Prioritizing commitments — or selective defeatism — means writing off populations that rely on the US to protect them from one form of tyranny or another, or consigning them to a permanent state of warfare like that presently underway in Ukraine. Colby, and those who would agree that Ukraine or Taiwan do not merit high levels of US support, might comfort themselves for having avoided another costly and risky US involvement, but history has also shown the costs and risks of nonintervention — a world dominated by malign actors such as Adolf Hitler, Joseph Stalin, Russian President Vladimir Putin and Chinese President Xi Jinping (習近平).

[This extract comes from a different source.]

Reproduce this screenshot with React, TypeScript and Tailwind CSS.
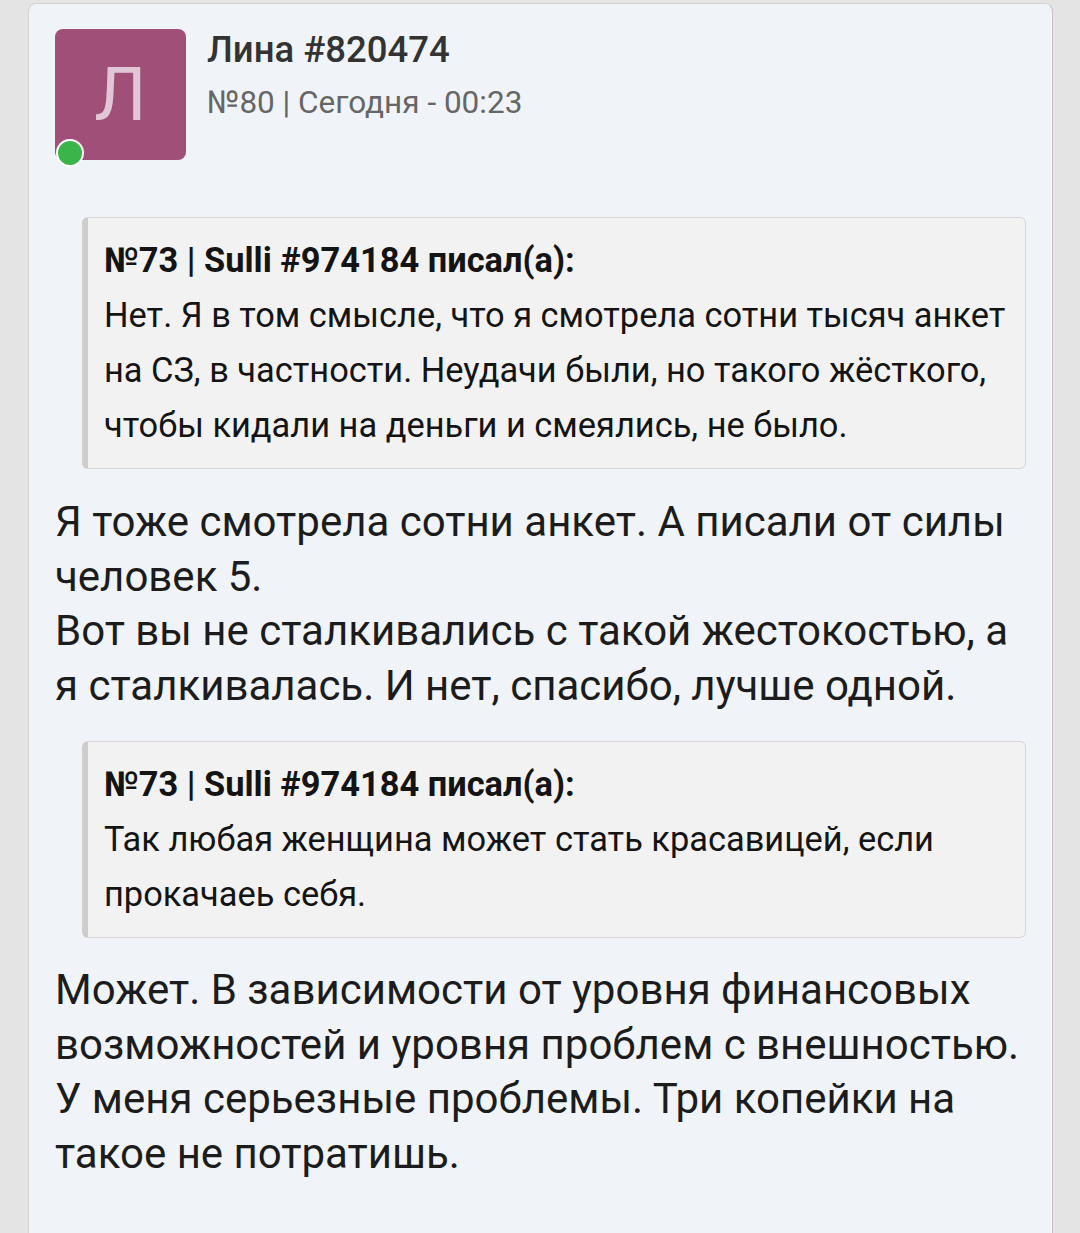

It is not the first time since World War II that the US has faced multidirectional threats and tried to prioritize them.
Then-US secretary of state Dean Acheson in January 1950 drew a US security perimeter around US strategic interests, but omitted Taiwan and South Korea in Asia. Mao Zedong, Kim Il-sung and Stalin immediately began planning an advance of communist forces in the region. The only question was whether Taiwan or South Korea would be the first or second target. Kim Il-sung pre-empted the deliberations and moved first. North Korean forces poured across the 38th parallel and the Korean War was on.
Then-US president Harry Truman suddenly adjusted his administration’s priorities and led a collective UN military response to North Korea’s aggression. Simultaneously, to keep Mao from launching a “reunification” attack on Taiwan and Chiang Kai-shek (蔣介石) from trying to retake China, Truman sent the Seventh Fleet to the Taiwan Strait, where it patrolled for the next two decades until Nixon pulled it out in 1972 in his and Kissinger’s pre-emptive goodwill gesture to Mao.
The danger for Taiwan now is that the Trump administration would seize upon the noncommittal responses from allies in Asia as an excuse to further retreat from its increasingly tenuous commitment to Taiwan. Kissinger could not have arranged a more convenient, or cynical, scenario.
Joseph Bosco served as China country director for the US secretary of defense from 2005 to 2006, and as Asia-Pacific director of humanitarian assistance and disaster relief from 2009 to 2010.